The name “cell” comes from a communications technology called Asynchronous Transfer Mode (ATM) which encoded data into small packets of fixed size called “cells” – https://brandur.org/rate-limiting
GCRA is a leaky bucket-type scheduling algorithm which works by tracking the remaining limit through a single timestamp value called the theoretical arrival time (TAT), which is seeded on the first request. The TAT represents the next time at which the client will be allowed to make a request – if it’s in the past, their requests are allowed; if it’s in the future, they’ve hit their limit.
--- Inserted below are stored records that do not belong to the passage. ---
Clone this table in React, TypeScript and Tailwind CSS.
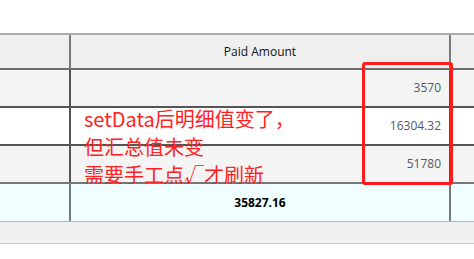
const rows = [
  { amount: '3570', bg: 'bg-[#f4f4f4]' },
  { amount: '16304.32', bg: 'bg-white' },
  { amount: '51780', bg: 'bg-[#f4f4f4]' },
];

export default function App() {
  return (
    <div className="w-[474px] h-[259px] bg-white overflow-hidden relative font-['Open_Sans',sans-serif] text-[12px]">
      <div className="pt-[33px]">
        <div className="border-t-2 border-[#ababab]">
          {/* header */}
          <div className="flex h-[35px] bg-[#efefef] border-b-2 border-[#6e6e6e]">
            <div className="w-[71px] border-r-2 border-[#7a7a7a]" />
            <div className="w-[380px] border-r-2 border-[#7a7a7a] flex items-center justify-center text-[#111]">
              Paid Amount
            </div>
            <div className="flex-1" />
          </div>

          {rows.map((r, i) => (
            <div
              key={r.amount}
              className={`flex h-[38px] border-b-2 ${r.bg} ${i === rows.length - 1 ? 'border-[#777]' : 'border-[#555]'}`}
            >
              <div className="w-[71px] border-r-2 border-[#555]" />
              <div className="w-[380px] border-r-2 border-[#555] flex items-center justify-end pr-[8px] text-[#55585e]">
                {r.amount}
              </div>
              <div className="flex-1" />
            </div>
          ))}

          {/* totals */}
          <div className="relative z-10 flex h-[38px] bg-[#f0ffff] border-b border-[#b5b5b5]">
            <div className="w-[71px] border-r-2 border-[#777]" />
            <div className="w-[380px] border-r-2 border-[#777] flex items-center justify-center font-bold text-black">
              35827.16
            </div>
            <div className="flex-1" />
          </div>

          <div className="h-[22px] bg-[#f0f0f0] border-b border-[#cfcfcf]" />
        </div>
      </div>

      {/* note */}
      <div className="absolute left-[84px] top-[105px] text-[20px] leading-[28px] text-[#ff2222] font-['Noto_Sans_CJK_SC',sans-serif]">
        <div>setData后明细值变了，</div>
        <div>但汇总值未变</div>
        <div>需要手工点√才刷新</div>
      </div>

      <div className="absolute left-[362px] top-[62px] w-[91px] h-[123px] border-[3px] border-[#ff1c1c] rounded-[3px] z-20" />
    </div>
  );
}
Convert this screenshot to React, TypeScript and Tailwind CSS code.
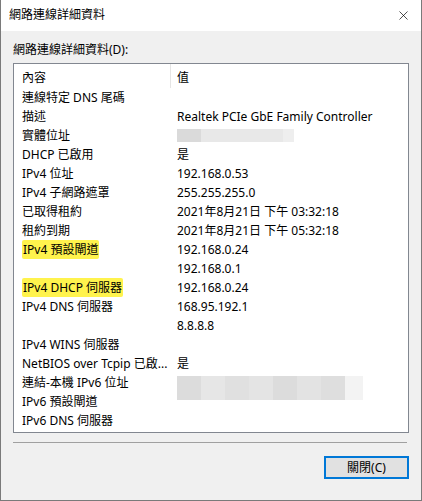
import { ReactNode } from 'react';
import { X } from 'lucide-react';

type Row = {
    label: string;
    value?: ReactNode;
    mark?: boolean;
};

const macBlur = (
    <div className="flex h-[13px] w-[117px]">
        <div className="w-[24px] bg-[#dadada]" />
        <div className="w-[82px] bg-[#e8e8e8]" />
        <div className="w-[11px] bg-[#eeeeee]" />
    </div>
);

const ipv6Shades = ['#dcdcdc', '#e6e6e6', '#e0e0e0', '#e4e4e4', '#dcdcdc', '#e3e3e3', '#dedede'];

const ipv6Blur = (
    <div className="mt-[11px] flex h-[24px] w-[186px]">
        {ipv6Shades.map((c, i) => (
            <div key={i} className="w-[24px]" style={{ backgroundColor: c }} />
        ))}
        <div className="w-[18px] bg-[#f3f3f3]" />
    </div>
);

const rows: Row[] = [
    { label: '連線特定 DNS 尾碼' },
    { label: '描述', value: 'Realtek PCIe GbE Family Controller' },
    { label: '實體位址', value: macBlur },
    { label: 'DHCP 已啟用', value: '是' },
    { label: 'IPv4 位址', value: '192.168.0.53' },
    { label: 'IPv4 子網路遮罩', value: '255.255.255.0' },
    { label: '已取得租約', value: '2021年8月21日 下午 03:32:18' },
    { label: '租約到期', value: '2021年8月21日 下午 05:32:18' },
    { label: 'IPv4 預設閘道', value: '192.168.0.24', mark: true },
    { label: '', value: '192.168.0.1' },
    { label: 'IPv4 DHCP 伺服器', value: '192.168.0.24', mark: true },
    { label: 'IPv4 DNS 伺服器', value: '168.95.192.1' },
    { label: '', value: '8.8.8.8' },
    { label: 'IPv4 WINS 伺服器' },
    { label: 'NetBIOS over Tcpip 已啟...', value: '是' },
    { label: '連結-本機 IPv6 位址', value: ipv6Blur },
    { label: 'IPv6 預設閘道' },
    { label: 'IPv6 DNS 伺服器' },
];

const font = "font-['Noto_Sans','Noto_Sans_CJK_TC',sans-serif]";

export default function App() {
    return (
        <div className={`${font} h-[501px] w-[422px] border-x border-b border-[#7a7a7a] bg-[#f0f0f0] text-[12px] leading-none text-black`}>
            <div className="flex h-[31px] items-center justify-between bg-white pl-[8px] pr-[10px]">
                <span className="pb-[1px]">網路連線詳細資料</span>
                <X size={15} strokeWidth={1.1} className="text-black" />
            </div>

            <div className="px-[12px]">
                <div className="flex h-[32px] items-center pt-[6px]">網路連線詳細資料(D):</div>

                <div className="h-[370px] w-[396px] overflow-hidden border border-[#828790] bg-white">
                    <div className="flex h-[24px] items-center">
                        <div className="flex h-full w-[157px] items-center border-r border-[#e5e5e5] pl-[8px] pt-[3px]">內容</div>
                        <div className="pl-[6px] pt-[3px]">值</div>
                    </div>
                    {rows.map((r, i) => (
                        <div key={i} className="flex h-[19px] items-center">
                            <div className="w-[163px] shrink-0 pl-[8px]">
                                {r.label && (
                                    <span className={r.mark ? 'rounded-[2px] bg-[#fff34d] px-[1px] py-[1px]' : ''}>{r.label}</span>
                                )}
                            </div>
                            <div className="flex h-full items-center whitespace-nowrap">{r.value}</div>
                        </div>
                    ))}
                </div>

                <div className="mt-[9px] h-px w-[394px] bg-[#a0a0a0]" />

                <div className="flex justify-end pt-[13px]">
                    <button className="flex h-[23px] w-[85px] items-center justify-center border-2 border-[#0078d7] bg-[#e1e1e1]">
                        關閉(C)
                    </button>
                </div>
            </div>
        </div>
    );
}
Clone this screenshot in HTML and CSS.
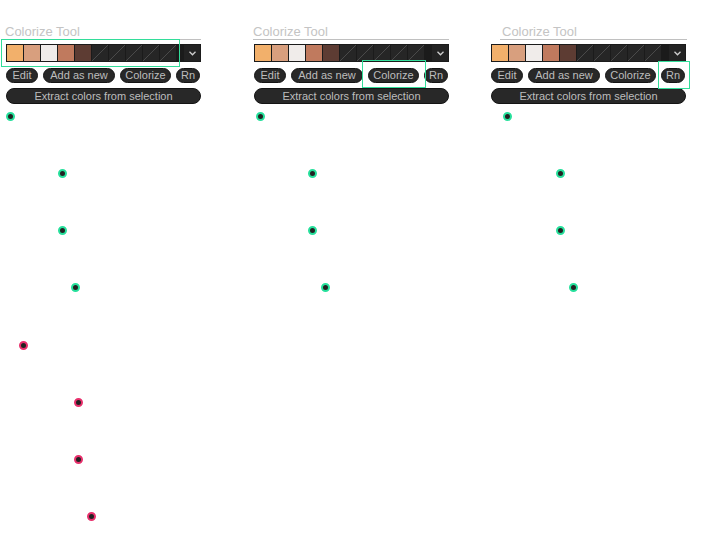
FILE: index.html
```html
<!DOCTYPE html>
<html>
<head>
<meta charset="utf-8">
<link rel="stylesheet" href="styles.css">
</head>
<body>
<div class="page">
  <div class="panels">
    <div class="panel p1">
      <div class="title">Colorize Tool</div>
      <div class="palette">
        <div class="sw" style="background:#f2b06b"></div>
        <div class="sw" style="background:#d89f7e"></div>
        <div class="sw" style="background:#f0ecea"></div>
        <div class="sw" style="background:#c07a5e"></div>
        <div class="sw" style="background:#5d3c33"></div>
        <div class="sw empty"></div><div class="sw empty"></div><div class="sw empty"></div><div class="sw empty"></div><div class="sw empty"></div>
        <div class="drop"><svg width="7" height="5" viewBox="0 0 7 5"><polyline points="0.5,0.8 3.5,3.8 6.5,0.8" fill="none" stroke="#cfcfcf" stroke-width="1.3"/></svg></div>
      </div>
      <div class="row">
        <span class="btn w-edit">Edit</span>
        <span class="btn w-add">Add as new</span>
        <span class="btn w-col">Colorize</span>
        <span class="btn w-rn">Rn</span>
      </div>
      <div class="btn wide">Extract colors from selection</div>
    </div>
    <div class="panel p2">
      <div class="title">Colorize Tool</div>
      <div class="palette">
        <div class="sw" style="background:#f2b06b"></div>
        <div class="sw" style="background:#d89f7e"></div>
        <div class="sw" style="background:#f0ecea"></div>
        <div class="sw" style="background:#c07a5e"></div>
        <div class="sw" style="background:#5d3c33"></div>
        <div class="sw empty"></div><div class="sw empty"></div><div class="sw empty"></div><div class="sw empty"></div><div class="sw empty"></div>
        <div class="drop"><svg width="7" height="5" viewBox="0 0 7 5"><polyline points="0.5,0.8 3.5,3.8 6.5,0.8" fill="none" stroke="#cfcfcf" stroke-width="1.3"/></svg></div>
      </div>
      <div class="row">
        <span class="btn w-edit">Edit</span>
        <span class="btn w-add">Add as new</span>
        <span class="btn w-col">Colorize</span>
        <span class="btn w-rn">Rn</span>
      </div>
      <div class="btn wide">Extract colors from selection</div>
    </div>
    <div class="panel p3">
      <div class="title">Colorize Tool</div>
      <div class="palette">
        <div class="sw" style="background:#f2b06b"></div>
        <div class="sw" style="background:#d89f7e"></div>
        <div class="sw" style="background:#f0ecea"></div>
        <div class="sw" style="background:#c07a5e"></div>
        <div class="sw" style="background:#5d3c33"></div>
        <div class="sw empty"></div><div class="sw empty"></div><div class="sw empty"></div><div class="sw empty"></div><div class="sw empty"></div>
        <div class="drop"><svg width="7" height="5" viewBox="0 0 7 5"><polyline points="0.5,0.8 3.5,3.8 6.5,0.8" fill="none" stroke="#cfcfcf" stroke-width="1.3"/></svg></div>
      </div>
      <div class="row">
        <span class="btn w-edit">Edit</span>
        <span class="btn w-add">Add as new</span>
        <span class="btn w-col">Colorize</span>
        <span class="btn w-rn">Rn</span>
      </div>
      <div class="btn wide">Extract colors from selection</div>
    </div>
  </div>

  <div class="hl" style="left:1px;top:39px;width:179px;height:28px"></div>
  <div class="hl" style="left:362px;top:60px;width:64px;height:28px"></div>
  <div class="hl" style="left:658px;top:61px;width:32px;height:28px"></div>

  <div class="dot g" style="left:10px;top:116px"></div>
  <div class="dot g" style="left:62px;top:173px"></div>
  <div class="dot g" style="left:62px;top:230px"></div>
  <div class="dot g" style="left:75px;top:287px"></div>
  <div class="dot r" style="left:23px;top:345px"></div>
  <div class="dot r" style="left:78px;top:402px"></div>
  <div class="dot r" style="left:78px;top:459px"></div>
  <div class="dot r" style="left:91px;top:516px"></div>

  <div class="dot g" style="left:260px;top:116px"></div>
  <div class="dot g" style="left:312px;top:173px"></div>
  <div class="dot g" style="left:312px;top:230px"></div>
  <div class="dot g" style="left:325px;top:287px"></div>

  <div class="dot g" style="left:507px;top:116px"></div>
  <div class="dot g" style="left:560px;top:173px"></div>
  <div class="dot g" style="left:560px;top:230px"></div>
  <div class="dot g" style="left:573px;top:287px"></div>
</div>
</body>
</html>
```
FILE: styles.css
```css
html, body {
  margin: 0;
  padding: 0;
  background: #ffffff;
}
body {
  width: 705px;
  height: 548px;
  overflow: hidden;
  font-family: "Liberation Sans", Arial, sans-serif;
}
.page {
  position: relative;
  width: 705px;
  height: 548px;
}
.panels {
  display: flex;
  align-items: flex-start;
  padding-top: 23px;
}
.panel {
  width: 195px;
  display: flex;
  flex-direction: column;
}
.p1 { margin-left: 6px; }
.p2 { margin-left: 53px; }
.p3 { margin-left: 42px; }
.title {
  font-size: 13px;
  line-height: 14px;
  padding-top: 2px;
  color: #c4c4c4;
  border-bottom: 1px solid #c0c0c0;
  margin-left: -1px;
  height: 14px;
}
.p3 .title {
  margin-left: 9px;
  padding-left: 2px;
  margin-right: -1px;
}
.palette {
  margin-top: 4px;
  height: 18px;
  background: #1b1b1b;
  display: flex;
  align-items: center;
  padding-left: 1px;
  gap: 1px;
}
.sw {
  width: 16px;
  height: 16px;
  flex: none;
}
.sw.empty {
  background:
    linear-gradient(to bottom right, transparent calc(50% - 0.7px), #4a4a4a calc(50% - 0.2px), #4a4a4a calc(50% + 0.2px), transparent calc(50% + 0.7px)),
    #262626;
}
.drop {
  margin-left: auto;
  margin-right: 1px;
  width: 16px;
  height: 16px;
  background: #232323;
  display: flex;
  align-items: center;
  justify-content: center;
}
.row {
  display: flex;
  gap: 5px;
  margin-top: 6px;
}
.btn {
  box-sizing: border-box;
  height: 15px;
  border-radius: 8px;
  background: #282828;
  border: 1px solid #141414;
  color: #bdbdbd;
  font-size: 11px;
  line-height: 13px;
  text-align: center;
  white-space: nowrap;
  display: block;
}
.w-edit { width: 32px; }
.w-add { width: 72px; }
.w-col { width: 51px; }
.w-rn { width: 24px; }
.btn.wide {
  margin-top: 5px;
  height: 16px;
  line-height: 14px;
  width: 195px;
}
.hl {
  position: absolute;
  box-sizing: border-box;
  border: 1px solid #33dd9a;
}
.dot {
  position: absolute;
  width: 9px;
  height: 9px;
  margin-left: -4.5px;
  margin-top: -4.5px;
  box-sizing: border-box;
  border-radius: 50%;
  background: #222222;
  border: 2px solid #27e09c;
}
.dot.r {
  border-color: #e8306c;
}
```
For the following example let’s assume that we have a rate limit of 1 request every ten minutes (i.e. 6 requests per hour) with a burst capacity of 6 requests. Our initial request will set a TAT of 50 minutes in the past, which is equal to 5 remaining requests:
If we immediately make another request we’ll simply consume more of our capacity. The new TAT will be calculated by incrementing the previous TAT by 10 minutes to 40 minutes in the past:
If we continue our burst, we’ll exhaust all 6 of our allowed requests and our TAT will be set 10 minutes in the future:
At this point a 7th request will be refused until the request time is at least equal to the current TAT. Once we’ve waited 10 minutes, we make another request, and our new TAT is set to 10 minutes in the future:
If we wait 2 hours, would we be allowed to send a burst of 20 requests? No. The algorithm accounts for this by comparing the existing capacity to the configured burst capacity and removing any excess before assessing the cost of a given request.
In our example, after waiting 2 hours, the previous TAT would first be incremented by 50 minutes to reduce the capacity to the maximum allowed for our bucket (6 requests), then incremented by 10 minutes for the request being made, setting our new TAT to 50 minutes in the past:
The Go package github.com/throttled/throttled implements the core of this algorithm if you want to try it out for yourself.